Description of the task: Your task is to output the data exactly as it stands.

Data provided:
>> start

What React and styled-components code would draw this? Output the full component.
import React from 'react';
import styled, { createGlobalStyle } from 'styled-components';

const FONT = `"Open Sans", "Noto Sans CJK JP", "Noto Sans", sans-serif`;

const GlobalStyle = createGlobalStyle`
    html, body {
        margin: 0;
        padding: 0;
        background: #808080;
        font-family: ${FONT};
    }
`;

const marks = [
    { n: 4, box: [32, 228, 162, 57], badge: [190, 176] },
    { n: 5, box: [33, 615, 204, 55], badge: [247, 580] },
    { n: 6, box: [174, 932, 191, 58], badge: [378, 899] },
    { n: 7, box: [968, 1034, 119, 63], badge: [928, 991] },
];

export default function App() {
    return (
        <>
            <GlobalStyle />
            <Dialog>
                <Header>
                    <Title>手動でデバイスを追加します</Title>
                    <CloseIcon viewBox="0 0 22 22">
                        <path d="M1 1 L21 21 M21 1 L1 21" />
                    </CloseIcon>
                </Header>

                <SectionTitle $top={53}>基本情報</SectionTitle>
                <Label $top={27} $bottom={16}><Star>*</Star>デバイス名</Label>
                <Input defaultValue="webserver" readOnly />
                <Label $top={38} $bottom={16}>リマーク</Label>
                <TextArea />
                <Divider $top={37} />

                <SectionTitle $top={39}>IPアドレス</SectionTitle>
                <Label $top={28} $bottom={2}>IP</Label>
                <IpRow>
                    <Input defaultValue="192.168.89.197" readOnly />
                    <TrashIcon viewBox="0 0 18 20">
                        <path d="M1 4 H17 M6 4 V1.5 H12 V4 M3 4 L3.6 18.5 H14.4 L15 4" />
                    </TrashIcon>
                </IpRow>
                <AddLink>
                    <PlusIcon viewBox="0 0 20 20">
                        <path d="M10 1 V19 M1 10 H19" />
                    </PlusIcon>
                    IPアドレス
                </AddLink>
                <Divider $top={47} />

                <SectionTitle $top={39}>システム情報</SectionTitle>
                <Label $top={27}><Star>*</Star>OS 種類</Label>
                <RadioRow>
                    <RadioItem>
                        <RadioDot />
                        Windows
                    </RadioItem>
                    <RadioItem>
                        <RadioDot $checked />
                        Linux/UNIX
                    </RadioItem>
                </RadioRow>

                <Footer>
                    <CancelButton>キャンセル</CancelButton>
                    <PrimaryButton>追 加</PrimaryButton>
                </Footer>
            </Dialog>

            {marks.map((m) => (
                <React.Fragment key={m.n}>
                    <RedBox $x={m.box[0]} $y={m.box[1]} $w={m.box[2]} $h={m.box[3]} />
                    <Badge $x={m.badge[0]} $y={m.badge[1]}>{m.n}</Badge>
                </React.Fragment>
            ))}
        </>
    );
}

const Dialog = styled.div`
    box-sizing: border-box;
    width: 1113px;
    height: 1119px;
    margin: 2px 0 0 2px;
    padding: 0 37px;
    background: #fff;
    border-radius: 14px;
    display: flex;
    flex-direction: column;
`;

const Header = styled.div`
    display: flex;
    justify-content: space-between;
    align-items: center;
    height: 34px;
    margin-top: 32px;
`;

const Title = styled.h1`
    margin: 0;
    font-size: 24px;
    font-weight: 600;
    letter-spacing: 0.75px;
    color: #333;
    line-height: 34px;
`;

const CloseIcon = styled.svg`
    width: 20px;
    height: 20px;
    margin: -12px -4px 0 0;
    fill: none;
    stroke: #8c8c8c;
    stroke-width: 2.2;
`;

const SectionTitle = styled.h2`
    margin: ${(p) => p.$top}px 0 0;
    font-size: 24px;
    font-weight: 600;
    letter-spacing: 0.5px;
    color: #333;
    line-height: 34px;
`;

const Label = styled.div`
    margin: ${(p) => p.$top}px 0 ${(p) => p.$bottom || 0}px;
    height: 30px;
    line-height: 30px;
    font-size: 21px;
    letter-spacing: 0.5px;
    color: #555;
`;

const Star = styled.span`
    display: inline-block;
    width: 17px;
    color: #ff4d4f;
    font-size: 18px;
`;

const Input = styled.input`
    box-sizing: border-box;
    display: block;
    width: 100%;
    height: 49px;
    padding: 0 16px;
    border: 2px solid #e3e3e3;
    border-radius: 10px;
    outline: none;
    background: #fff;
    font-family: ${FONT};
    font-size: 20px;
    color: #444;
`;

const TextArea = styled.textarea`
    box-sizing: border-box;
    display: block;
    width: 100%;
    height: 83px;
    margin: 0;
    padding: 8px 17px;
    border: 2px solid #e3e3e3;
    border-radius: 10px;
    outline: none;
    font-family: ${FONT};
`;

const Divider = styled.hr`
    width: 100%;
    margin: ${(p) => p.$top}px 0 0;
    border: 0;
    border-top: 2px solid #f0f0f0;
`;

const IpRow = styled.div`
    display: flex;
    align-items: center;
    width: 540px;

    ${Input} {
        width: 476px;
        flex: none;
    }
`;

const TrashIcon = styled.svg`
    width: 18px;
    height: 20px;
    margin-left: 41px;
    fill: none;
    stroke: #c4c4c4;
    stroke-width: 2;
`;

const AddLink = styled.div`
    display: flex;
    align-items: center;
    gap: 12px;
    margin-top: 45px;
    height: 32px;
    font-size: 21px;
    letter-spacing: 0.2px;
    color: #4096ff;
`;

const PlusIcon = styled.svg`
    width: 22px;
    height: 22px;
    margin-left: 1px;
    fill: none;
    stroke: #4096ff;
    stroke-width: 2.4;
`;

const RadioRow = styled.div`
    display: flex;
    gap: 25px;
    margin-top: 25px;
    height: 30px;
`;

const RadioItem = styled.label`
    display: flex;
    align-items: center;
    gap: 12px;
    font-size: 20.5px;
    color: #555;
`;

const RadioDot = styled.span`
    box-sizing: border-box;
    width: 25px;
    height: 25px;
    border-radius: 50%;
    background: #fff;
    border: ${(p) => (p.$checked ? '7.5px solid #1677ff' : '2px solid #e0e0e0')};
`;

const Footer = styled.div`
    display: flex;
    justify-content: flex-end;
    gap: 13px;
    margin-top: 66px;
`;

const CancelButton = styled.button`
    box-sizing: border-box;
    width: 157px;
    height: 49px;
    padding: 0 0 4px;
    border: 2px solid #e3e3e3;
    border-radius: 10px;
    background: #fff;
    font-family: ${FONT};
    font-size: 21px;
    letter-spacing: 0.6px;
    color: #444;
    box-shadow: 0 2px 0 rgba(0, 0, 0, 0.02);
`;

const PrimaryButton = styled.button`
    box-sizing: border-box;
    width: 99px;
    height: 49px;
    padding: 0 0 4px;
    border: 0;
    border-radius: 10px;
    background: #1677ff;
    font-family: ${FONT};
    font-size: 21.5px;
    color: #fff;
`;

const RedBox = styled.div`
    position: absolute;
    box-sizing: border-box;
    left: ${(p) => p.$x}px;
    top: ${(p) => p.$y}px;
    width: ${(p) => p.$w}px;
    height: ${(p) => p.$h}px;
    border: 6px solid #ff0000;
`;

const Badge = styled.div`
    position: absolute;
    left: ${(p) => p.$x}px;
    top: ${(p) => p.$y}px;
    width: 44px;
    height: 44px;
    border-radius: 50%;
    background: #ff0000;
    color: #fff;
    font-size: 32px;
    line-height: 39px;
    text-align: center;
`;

>> end

Answer:
What React and styled-components code would draw this? Output the full component.
import React from 'react';
import styled, { createGlobalStyle } from 'styled-components';

const FONT = `"Open Sans", "Noto Sans CJK JP", "Noto Sans", sans-serif`;

const GlobalStyle = createGlobalStyle`
    html, body {
        margin: 0;
        padding: 0;
        background: #808080;
        font-family: ${FONT};
    }
`;

const marks = [
    { n: 4, box: [32, 228, 162, 57], badge: [190, 176] },
    { n: 5, box: [33, 615, 204, 55], badge: [247, 580] },
    { n: 6, box: [174, 932, 191, 58], badge: [378, 899] },
    { n: 7, box: [968, 1034, 119, 63], badge: [928, 991] },
];

export default function App() {
    return (
        <>
            <GlobalStyle />
            <Dialog>
                <Header>
                    <Title>手動でデバイスを追加します</Title>
                    <CloseIcon viewBox="0 0 22 22">
                        <path d="M1 1 L21 21 M21 1 L1 21" />
                    </CloseIcon>
                </Header>

                <SectionTitle $top={53}>基本情報</SectionTitle>
                <Label $top={27} $bottom={16}><Star>*</Star>デバイス名</Label>
                <Input defaultValue="webserver" readOnly />
                <Label $top={38} $bottom={16}>リマーク</Label>
                <TextArea />
                <Divider $top={37} />

                <SectionTitle $top={39}>IPアドレス</SectionTitle>
                <Label $top={28} $bottom={2}>IP</Label>
                <IpRow>
                    <Input defaultValue="192.168.89.197" readOnly />
                    <TrashIcon viewBox="0 0 18 20">
                        <path d="M1 4 H17 M6 4 V1.5 H12 V4 M3 4 L3.6 18.5 H14.4 L15 4" />
                    </TrashIcon>
                </IpRow>
                <AddLink>
                    <PlusIcon viewBox="0 0 20 20">
                        <path d="M10 1 V19 M1 10 H19" />
                    </PlusIcon>
                    IPアドレス
                </AddLink>
                <Divider $top={47} />

                <SectionTitle $top={39}>システム情報</SectionTitle>
                <Label $top={27}><Star>*</Star>OS 種類</Label>
                <RadioRow>
                    <RadioItem>
                        <RadioDot />
                        Windows
                    </RadioItem>
                    <RadioItem>
                        <RadioDot $checked />
                        Linux/UNIX
                    </RadioItem>
                </RadioRow>

                <Footer>
                    <CancelButton>キャンセル</CancelButton>
                    <PrimaryButton>追 加</PrimaryButton>
                </Footer>
            </Dialog>

            {marks.map((m) => (
                <React.Fragment key={m.n}>
                    <RedBox $x={m.box[0]} $y={m.box[1]} $w={m.box[2]} $h={m.box[3]} />
                    <Badge $x={m.badge[0]} $y={m.badge[1]}>{m.n}</Badge>
                </React.Fragment>
            ))}
        </>
    );
}

const Dialog = styled.div`
    box-sizing: border-box;
    width: 1113px;
    height: 1119px;
    margin: 2px 0 0 2px;
    padding: 0 37px;
    background: #fff;
    border-radius: 14px;
    display: flex;
    flex-direction: column;
`;

const Header = styled.div`
    display: flex;
    justify-content: space-between;
    align-items: center;
    height: 34px;
    margin-top: 32px;
`;

const Title = styled.h1`
    margin: 0;
    font-size: 24px;
    font-weight: 600;
    letter-spacing: 0.75px;
    color: #333;
    line-height: 34px;
`;

const CloseIcon = styled.svg`
    width: 20px;
    height: 20px;
    margin: -12px -4px 0 0;
    fill: none;
    stroke: #8c8c8c;
    stroke-width: 2.2;
`;

const SectionTitle = styled.h2`
    margin: ${(p) => p.$top}px 0 0;
    font-size: 24px;
    font-weight: 600;
    letter-spacing: 0.5px;
    color: #333;
    line-height: 34px;
`;

const Label = styled.div`
    margin: ${(p) => p.$top}px 0 ${(p) => p.$bottom || 0}px;
    height: 30px;
    line-height: 30px;
    font-size: 21px;
    letter-spacing: 0.5px;
    color: #555;
`;

const Star = styled.span`
    display: inline-block;
    width: 17px;
    color: #ff4d4f;
    font-size: 18px;
`;

const Input = styled.input`
    box-sizing: border-box;
    display: block;
    width: 100%;
    height: 49px;
    padding: 0 16px;
    border: 2px solid #e3e3e3;
    border-radius: 10px;
    outline: none;
    background: #fff;
    font-family: ${FONT};
    font-size: 20px;
    color: #444;
`;

const TextArea = styled.textarea`
    box-sizing: border-box;
    display: block;
    width: 100%;
    height: 83px;
    margin: 0;
    padding: 8px 17px;
    border: 2px solid #e3e3e3;
    border-radius: 10px;
    outline: none;
    font-family: ${FONT};
`;

const Divider = styled.hr`
    width: 100%;
    margin: ${(p) => p.$top}px 0 0;
    border: 0;
    border-top: 2px solid #f0f0f0;
`;

const IpRow = styled.div`
    display: flex;
    align-items: center;
    width: 540px;

    ${Input} {
        width: 476px;
        flex: none;
    }
`;

const TrashIcon = styled.svg`
    width: 18px;
    height: 20px;
    margin-left: 41px;
    fill: none;
    stroke: #c4c4c4;
    stroke-width: 2;
`;

const AddLink = styled.div`
    display: flex;
    align-items: center;
    gap: 12px;
    margin-top: 45px;
    height: 32px;
    font-size: 21px;
    letter-spacing: 0.2px;
    color: #4096ff;
`;

const PlusIcon = styled.svg`
    width: 22px;
    height: 22px;
    margin-left: 1px;
    fill: none;
    stroke: #4096ff;
    stroke-width: 2.4;
`;

const RadioRow = styled.div`
    display: flex;
    gap: 25px;
    margin-top: 25px;
    height: 30px;
`;

const RadioItem = styled.label`
    display: flex;
    align-items: center;
    gap: 12px;
    font-size: 20.5px;
    color: #555;
`;

const RadioDot = styled.span`
    box-sizing: border-box;
    width: 25px;
    height: 25px;
    border-radius: 50%;
    background: #fff;
    border: ${(p) => (p.$checked ? '7.5px solid #1677ff' : '2px solid #e0e0e0')};
`;

const Footer = styled.div`
    display: flex;
    justify-content: flex-end;
    gap: 13px;
    margin-top: 66px;
`;

const CancelButton = styled.button`
    box-sizing: border-box;
    width: 157px;
    height: 49px;
    padding: 0 0 4px;
    border: 2px solid #e3e3e3;
    border-radius: 10px;
    background: #fff;
    font-family: ${FONT};
    font-size: 21px;
    letter-spacing: 0.6px;
    color: #444;
    box-shadow: 0 2px 0 rgba(0, 0, 0, 0.02);
`;

const PrimaryButton = styled.button`
    box-sizing: border-box;
    width: 99px;
    height: 49px;
    padding: 0 0 4px;
    border: 0;
    border-radius: 10px;
    background: #1677ff;
    font-family: ${FONT};
    font-size: 21.5px;
    color: #fff;
`;

const RedBox = styled.div`
    position: absolute;
    box-sizing: border-box;
    left: ${(p) => p.$x}px;
    top: ${(p) => p.$y}px;
    width: ${(p) => p.$w}px;
    height: ${(p) => p.$h}px;
    border: 6px solid #ff0000;
`;

const Badge = styled.div`
    position: absolute;
    left: ${(p) => p.$x}px;
    top: ${(p) => p.$y}px;
    width: 44px;
    height: 44px;
    border-radius: 50%;
    background: #ff0000;
    color: #fff;
    font-size: 32px;
    line-height: 39px;
    text-align: center;
`;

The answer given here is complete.